=== Task prompt ===
The lines from the top of the material below through the line containing "const C = 190;" are to be printed exactly, with pictures omitted.

=== Dataset excerpt ===
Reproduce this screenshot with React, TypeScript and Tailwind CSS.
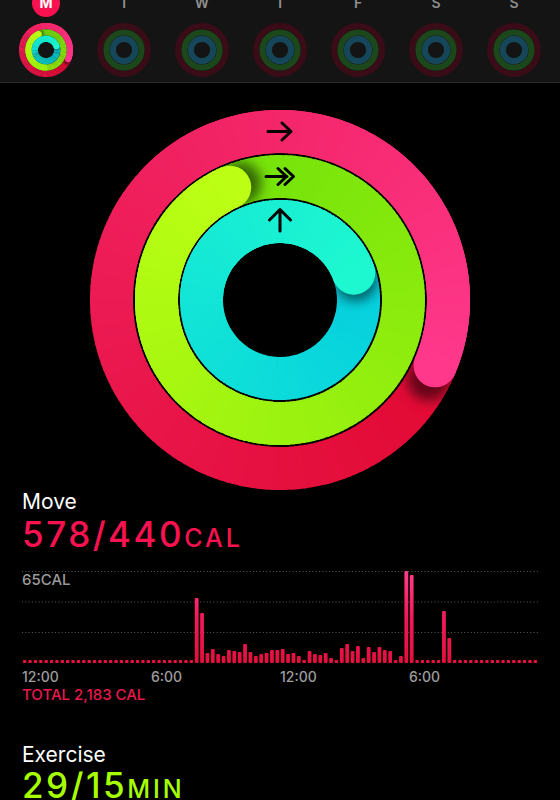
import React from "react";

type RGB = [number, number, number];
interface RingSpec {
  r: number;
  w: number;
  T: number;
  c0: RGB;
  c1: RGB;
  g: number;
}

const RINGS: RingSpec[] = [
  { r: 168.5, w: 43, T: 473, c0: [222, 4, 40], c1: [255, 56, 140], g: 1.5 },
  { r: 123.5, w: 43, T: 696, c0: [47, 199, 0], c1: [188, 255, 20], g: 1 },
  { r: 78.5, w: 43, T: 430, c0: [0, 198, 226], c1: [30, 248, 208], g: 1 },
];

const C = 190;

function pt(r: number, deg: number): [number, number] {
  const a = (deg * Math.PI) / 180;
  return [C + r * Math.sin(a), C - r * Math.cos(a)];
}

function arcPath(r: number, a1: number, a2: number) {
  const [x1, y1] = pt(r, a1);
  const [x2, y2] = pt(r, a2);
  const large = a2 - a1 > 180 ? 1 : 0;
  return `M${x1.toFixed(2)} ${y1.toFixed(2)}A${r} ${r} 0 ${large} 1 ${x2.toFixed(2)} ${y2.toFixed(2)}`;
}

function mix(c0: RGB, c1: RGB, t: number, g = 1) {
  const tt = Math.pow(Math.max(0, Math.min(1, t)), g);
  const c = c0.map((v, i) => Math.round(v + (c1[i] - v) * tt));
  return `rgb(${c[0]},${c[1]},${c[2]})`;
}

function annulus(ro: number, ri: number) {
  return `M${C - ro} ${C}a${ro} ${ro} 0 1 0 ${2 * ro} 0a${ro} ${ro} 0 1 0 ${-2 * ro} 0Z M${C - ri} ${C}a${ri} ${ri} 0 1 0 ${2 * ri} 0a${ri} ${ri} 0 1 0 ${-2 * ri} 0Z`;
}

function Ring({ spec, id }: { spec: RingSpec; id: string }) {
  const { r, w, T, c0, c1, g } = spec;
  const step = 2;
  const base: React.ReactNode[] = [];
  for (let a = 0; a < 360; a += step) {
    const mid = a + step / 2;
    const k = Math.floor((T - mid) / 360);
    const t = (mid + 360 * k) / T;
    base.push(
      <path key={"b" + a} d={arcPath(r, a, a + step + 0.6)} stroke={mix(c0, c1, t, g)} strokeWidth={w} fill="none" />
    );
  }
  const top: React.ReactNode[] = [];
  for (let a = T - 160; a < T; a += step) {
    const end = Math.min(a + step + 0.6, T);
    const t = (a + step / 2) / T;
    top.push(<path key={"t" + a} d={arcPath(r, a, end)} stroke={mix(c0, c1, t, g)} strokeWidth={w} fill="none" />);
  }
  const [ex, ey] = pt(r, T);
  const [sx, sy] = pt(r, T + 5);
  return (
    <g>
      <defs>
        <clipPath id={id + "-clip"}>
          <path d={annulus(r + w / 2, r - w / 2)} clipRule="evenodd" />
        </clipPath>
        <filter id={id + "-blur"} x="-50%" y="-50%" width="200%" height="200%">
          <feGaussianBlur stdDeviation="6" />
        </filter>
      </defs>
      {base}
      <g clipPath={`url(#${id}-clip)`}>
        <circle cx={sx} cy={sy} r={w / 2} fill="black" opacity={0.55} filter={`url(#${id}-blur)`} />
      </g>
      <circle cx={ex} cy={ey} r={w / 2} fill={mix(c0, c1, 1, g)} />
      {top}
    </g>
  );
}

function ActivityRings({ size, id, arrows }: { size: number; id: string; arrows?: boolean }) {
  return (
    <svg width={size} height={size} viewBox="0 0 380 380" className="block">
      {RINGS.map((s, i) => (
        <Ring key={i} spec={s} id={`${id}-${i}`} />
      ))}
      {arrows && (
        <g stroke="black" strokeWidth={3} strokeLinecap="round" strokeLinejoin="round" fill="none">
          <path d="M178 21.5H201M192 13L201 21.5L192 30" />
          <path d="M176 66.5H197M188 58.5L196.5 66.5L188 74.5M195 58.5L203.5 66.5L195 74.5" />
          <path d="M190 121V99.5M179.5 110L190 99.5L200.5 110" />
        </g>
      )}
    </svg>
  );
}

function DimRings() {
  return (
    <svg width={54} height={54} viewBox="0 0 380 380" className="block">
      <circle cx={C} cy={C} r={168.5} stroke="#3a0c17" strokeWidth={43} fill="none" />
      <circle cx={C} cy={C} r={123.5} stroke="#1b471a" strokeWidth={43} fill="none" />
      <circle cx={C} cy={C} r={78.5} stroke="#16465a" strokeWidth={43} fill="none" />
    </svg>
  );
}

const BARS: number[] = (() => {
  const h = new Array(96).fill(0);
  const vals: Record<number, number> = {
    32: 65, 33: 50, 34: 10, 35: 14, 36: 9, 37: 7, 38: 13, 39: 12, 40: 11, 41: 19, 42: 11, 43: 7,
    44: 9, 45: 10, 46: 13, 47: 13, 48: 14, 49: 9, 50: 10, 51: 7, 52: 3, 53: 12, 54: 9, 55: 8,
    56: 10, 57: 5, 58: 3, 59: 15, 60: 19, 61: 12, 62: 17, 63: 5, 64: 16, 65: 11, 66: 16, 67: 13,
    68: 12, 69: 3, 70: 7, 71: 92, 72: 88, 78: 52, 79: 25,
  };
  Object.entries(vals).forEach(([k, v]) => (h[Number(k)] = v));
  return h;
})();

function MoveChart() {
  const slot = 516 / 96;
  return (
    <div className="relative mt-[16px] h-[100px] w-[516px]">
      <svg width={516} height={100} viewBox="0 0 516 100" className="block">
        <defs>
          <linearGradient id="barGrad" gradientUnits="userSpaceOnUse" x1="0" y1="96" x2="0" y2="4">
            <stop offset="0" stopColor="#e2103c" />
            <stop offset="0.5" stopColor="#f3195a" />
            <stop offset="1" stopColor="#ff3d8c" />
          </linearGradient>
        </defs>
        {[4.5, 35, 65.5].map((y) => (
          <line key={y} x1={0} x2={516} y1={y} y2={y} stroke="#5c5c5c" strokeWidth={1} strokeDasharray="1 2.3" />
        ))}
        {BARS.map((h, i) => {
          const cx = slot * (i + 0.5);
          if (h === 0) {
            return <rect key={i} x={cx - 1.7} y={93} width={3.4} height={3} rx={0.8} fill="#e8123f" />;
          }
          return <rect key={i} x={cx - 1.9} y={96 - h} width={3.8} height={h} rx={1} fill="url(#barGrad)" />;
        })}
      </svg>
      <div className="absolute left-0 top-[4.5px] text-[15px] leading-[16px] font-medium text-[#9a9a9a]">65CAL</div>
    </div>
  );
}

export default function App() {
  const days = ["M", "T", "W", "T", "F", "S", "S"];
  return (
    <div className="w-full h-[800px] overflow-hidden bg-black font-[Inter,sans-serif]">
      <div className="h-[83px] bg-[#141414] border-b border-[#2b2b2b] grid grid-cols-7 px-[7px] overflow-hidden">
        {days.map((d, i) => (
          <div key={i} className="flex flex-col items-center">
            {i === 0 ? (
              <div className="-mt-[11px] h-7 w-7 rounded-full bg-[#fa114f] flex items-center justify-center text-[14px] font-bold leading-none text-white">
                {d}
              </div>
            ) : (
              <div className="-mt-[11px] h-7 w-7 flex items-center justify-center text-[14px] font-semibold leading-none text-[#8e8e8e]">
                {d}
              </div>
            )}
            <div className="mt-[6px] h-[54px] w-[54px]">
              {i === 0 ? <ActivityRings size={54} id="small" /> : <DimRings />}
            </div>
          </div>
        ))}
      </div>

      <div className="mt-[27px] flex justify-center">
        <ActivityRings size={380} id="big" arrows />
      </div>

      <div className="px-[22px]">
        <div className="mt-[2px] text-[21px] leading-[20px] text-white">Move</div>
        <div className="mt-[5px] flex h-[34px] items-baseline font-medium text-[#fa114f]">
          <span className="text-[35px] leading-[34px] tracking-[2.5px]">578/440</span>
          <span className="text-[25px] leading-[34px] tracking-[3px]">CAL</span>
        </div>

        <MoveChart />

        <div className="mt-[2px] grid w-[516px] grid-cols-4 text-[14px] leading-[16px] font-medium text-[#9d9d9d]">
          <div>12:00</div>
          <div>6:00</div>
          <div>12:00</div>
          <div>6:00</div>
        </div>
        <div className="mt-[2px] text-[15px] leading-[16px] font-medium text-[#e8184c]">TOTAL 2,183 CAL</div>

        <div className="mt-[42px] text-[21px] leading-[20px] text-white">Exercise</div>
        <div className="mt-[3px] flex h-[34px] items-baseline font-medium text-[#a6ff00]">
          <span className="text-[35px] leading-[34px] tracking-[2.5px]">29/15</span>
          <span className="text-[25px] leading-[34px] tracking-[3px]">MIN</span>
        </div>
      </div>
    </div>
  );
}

=== Output of the exercise ===
Reproduce this screenshot with React, TypeScript and Tailwind CSS.
import React from "react";

type RGB = [number, number, number];
interface RingSpec {
  r: number;
  w: number;
  T: number;
  c0: RGB;
  c1: RGB;
  g: number;
}

const RINGS: RingSpec[] = [
  { r: 168.5, w: 43, T: 473, c0: [222, 4, 40], c1: [255, 56, 140], g: 1.5 },
  { r: 123.5, w: 43, T: 696, c0: [47, 199, 0], c1: [188, 255, 20], g: 1 },
  { r: 78.5, w: 43, T: 430, c0: [0, 198, 226], c1: [30, 248, 208], g: 1 },
];

const C = 190;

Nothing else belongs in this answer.